The show was like any other BnS concert – there was a lot of attractive pyrotechnics, the music was great, nostalgia inducing with some new music woven in, etc. The artists truly performed their best and the energy was fantastic; the newer artists such as Yohani and Wasthi were very well received.
It did take a little getting used to whenever BnS yelled “everybody say beep beep”, which was hilarious, but the beeping horns and flickering flashlights created a very jovial atmosphere.
As the show went on, we were wondering if the crowd would get a little unruly, maybe try to break a few rules, but for the most part they did not; they followed through and the worst anyone did was get up on the roofs of their vehicles, which was allowed as long as they had their masks on.
Since it is the last night of performance, we spoke to the artists who performed to share in their experience in the two nights because even though they have done open air concerts, this would have been a new experience.
“This was definitely a new experience. This is history for the first time in Southeast Asia, so I am honoured to be a part of this and it felt amazing. And even though the interactions are not the same as we are used to, the audience is great and they are having a great time. The energy is great; this combined energies of the artists and the audience is way up there – it’s an explosion! Very grateful to have been born in this era and to be a part of something great.”
“It’s amazing!
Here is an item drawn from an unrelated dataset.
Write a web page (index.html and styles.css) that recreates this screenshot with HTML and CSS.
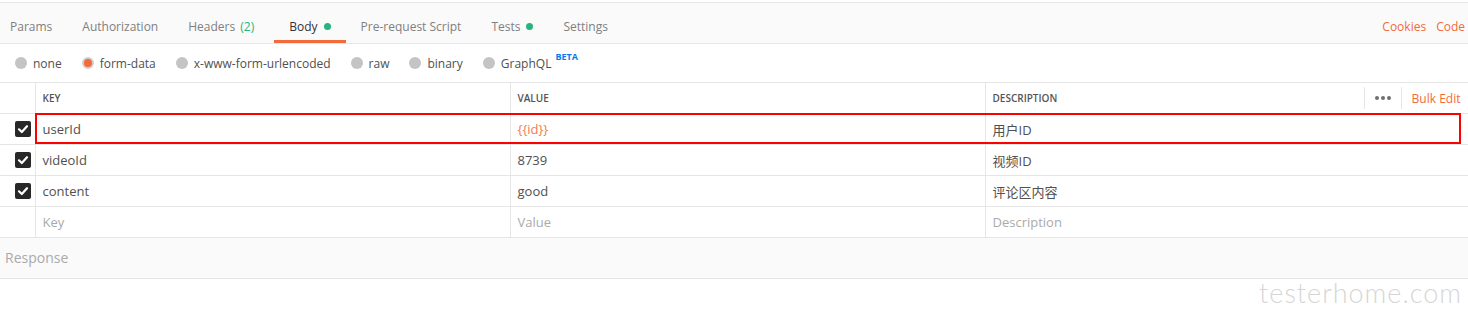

The first time I did the show on Saturday, it took a little getting used to because the crowd – they are really far away, but once you get used to it, it’s really great. I think this can definitely be a good alternative for sure; even if the corona situation was not there, this would’ve been a really cool thing to have and experience.”
Restart Sri Lanka has been organising this for the last two months and I think it was a great success. We are happy to be a part of it and as for the experience with the show itself, usually it’s quite easy to gauge the crowd, but this new way of showing their applause and appreciation with the headlights and horn toots was so fresh! I really enjoyed it; the first day itself was amazing and this was just as good if not better.
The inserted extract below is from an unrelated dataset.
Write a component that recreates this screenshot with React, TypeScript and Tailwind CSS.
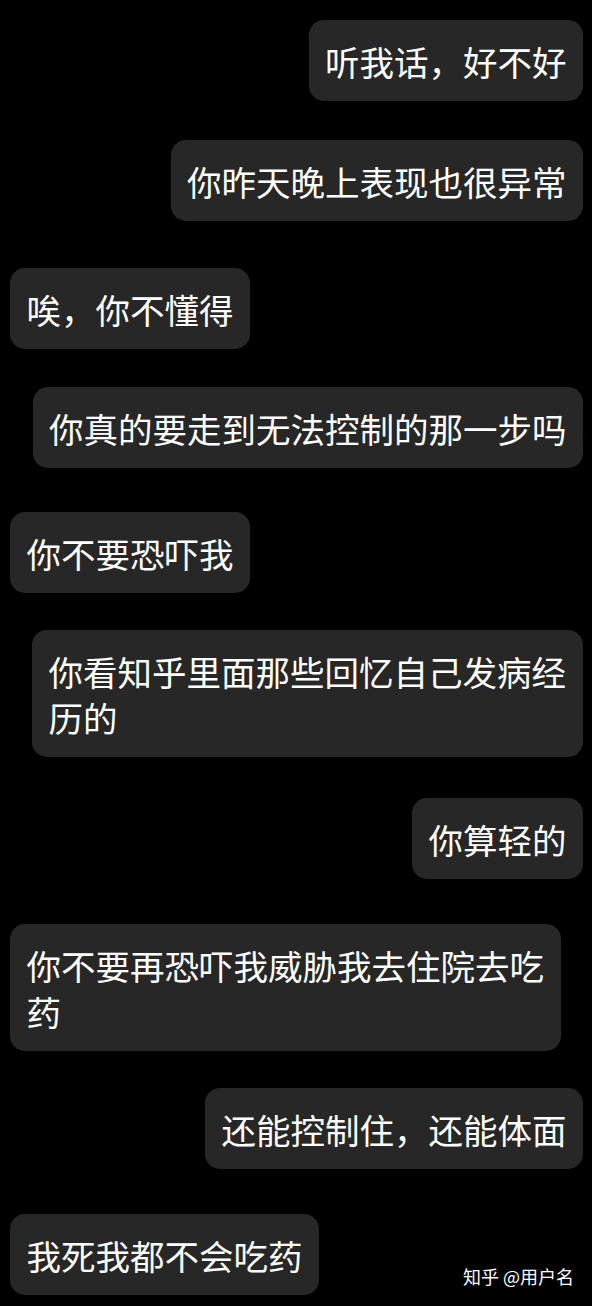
import React from 'react';

type Msg = { text: string; mine: boolean; gap: string };

const messages: Msg[] = [
  { text: '听我话，好不好', mine: true, gap: 'mt-0' },
  { text: '你昨天晚上表现也很异常', mine: true, gap: 'mt-[39px]' },
  { text: '唉，你不懂得', mine: false, gap: 'mt-[47px]' },
  { text: '你真的要走到无法控制的那一步吗', mine: true, gap: 'mt-[38px]' },
  { text: '你不要恐吓我', mine: false, gap: 'mt-[44px]' },
  { text: '你看知乎里面那些回忆自己发病经历的', mine: true, gap: 'mt-[37px]' },
  { text: '你算轻的', mine: true, gap: 'mt-[41px]' },
  { text: '你不要再恐吓我威胁我去住院去吃药', mine: false, gap: 'mt-[45px]' },
  { text: '还能控制住，还能体面', mine: true, gap: 'mt-[37px]' },
];

const Bubble: React.FC<{ text: string }> = ({ text }) => (
  <div className="max-w-[551px] rounded-[15px] bg-[#272727] px-[16.5px] pt-[18px] pb-[17px] text-[34.5px] leading-[46px] text-white">
    {text}
  </div>
);

export default function App() {
  return (
    <div
      className="min-h-[1306px] w-full bg-black pt-[20px] pb-[11px]"
      style={{ fontFamily: '"Noto Sans CJK SC", "Noto Sans", sans-serif' }}
    >
      {messages.map((m, i) => (
        <div
          key={i}
          className={`flex ${m.gap} ${m.mine ? 'justify-end pr-[9px]' : 'justify-start pl-[10px]'}`}
        >
          <Bubble text={m.text} />
        </div>
      ))}

      <div className="mt-[45px] flex items-end justify-between pl-[10px] pr-[18px]">
        <Bubble text="我死我都不会吃药" />
        <span className="mb-[6px] text-[18px] leading-[26px] text-white">知乎 @用户名</span>
      </div>
    </div>
  );
}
We spoke to a number of guests who were enjoying themselves at the show, many of whom were there with their entire families and others there with their friends. The majority of those in attendance expressed how grateful they are that such an event was made available considering that the past few months have been “hellish”. They hope such events would continue so that their children do not have to live in constant fear and tension and that they can attempt to lean back into the “new normal”.
Chandi from Kotte
“I came with my whole family and it has been a very, very long time since we got to have a chance to have fun like this. We actually had to do some rushing to get out tickets because day before yesterday it was announced that the tickets were sold out and we were very disappointed but we wrote messages everywhere – on MyTickets.lk – to share if there were any tickets, and we found out about some tickets for this second show and it was such a relief.”
Danuka Jayasundara from Gampaha
“The last few months, we were all living under a lot of stress; there has been some huge tension we have been bearing, and this is such a great help to relieve some of that pent-up stress. It is a new concept for us and we are glad for it.”
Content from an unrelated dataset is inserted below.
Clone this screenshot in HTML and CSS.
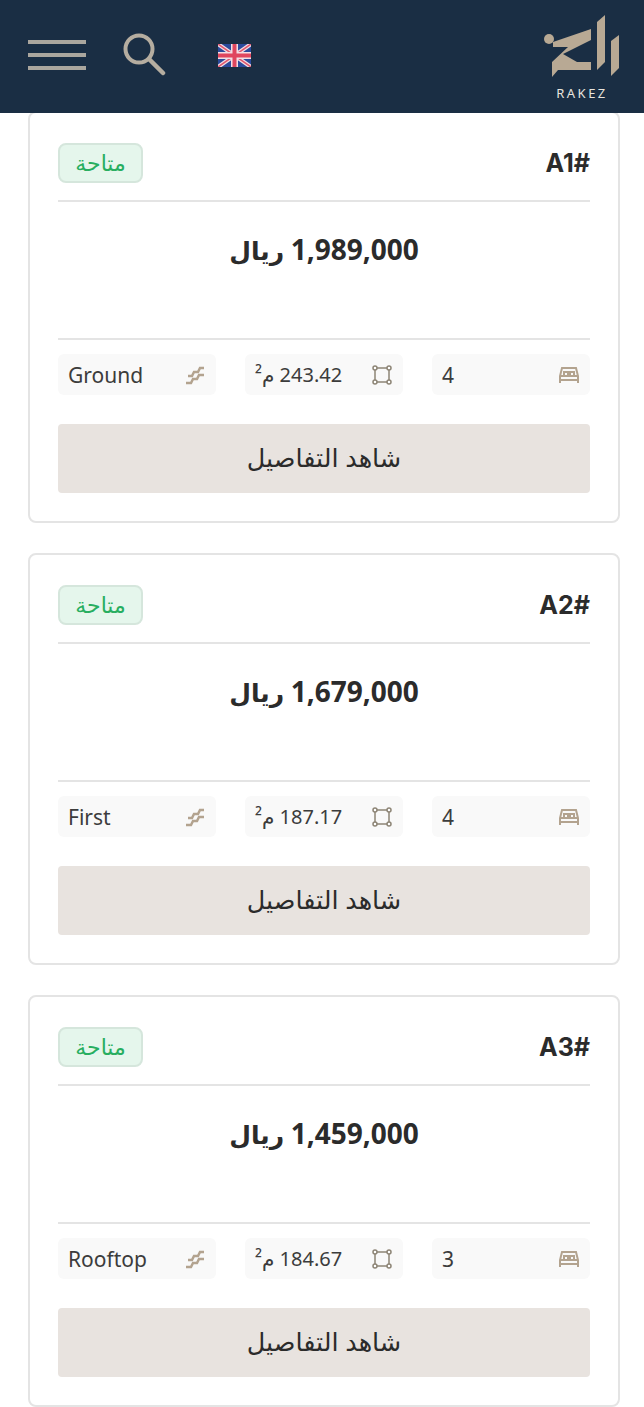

Nimasha Fernando from Moratuwa
“I think it is really nice what Bathiya and Santhush have done over here. We are having a really good time, and it is good they also used this platform to bring new artists and have us all enjoy their music. The music was also so diverse; I am here with my boyfriend, my best friend, and my sister and we are really having a good time.”
There were those who shared that it was a shame that they could not look to their neighbour and smile, but they always suffixed it by saying it is a small price to pay and you smile from your eyes anyway, adding that they are fortunate to enjoy such luxuries while a pandemic is very much at large.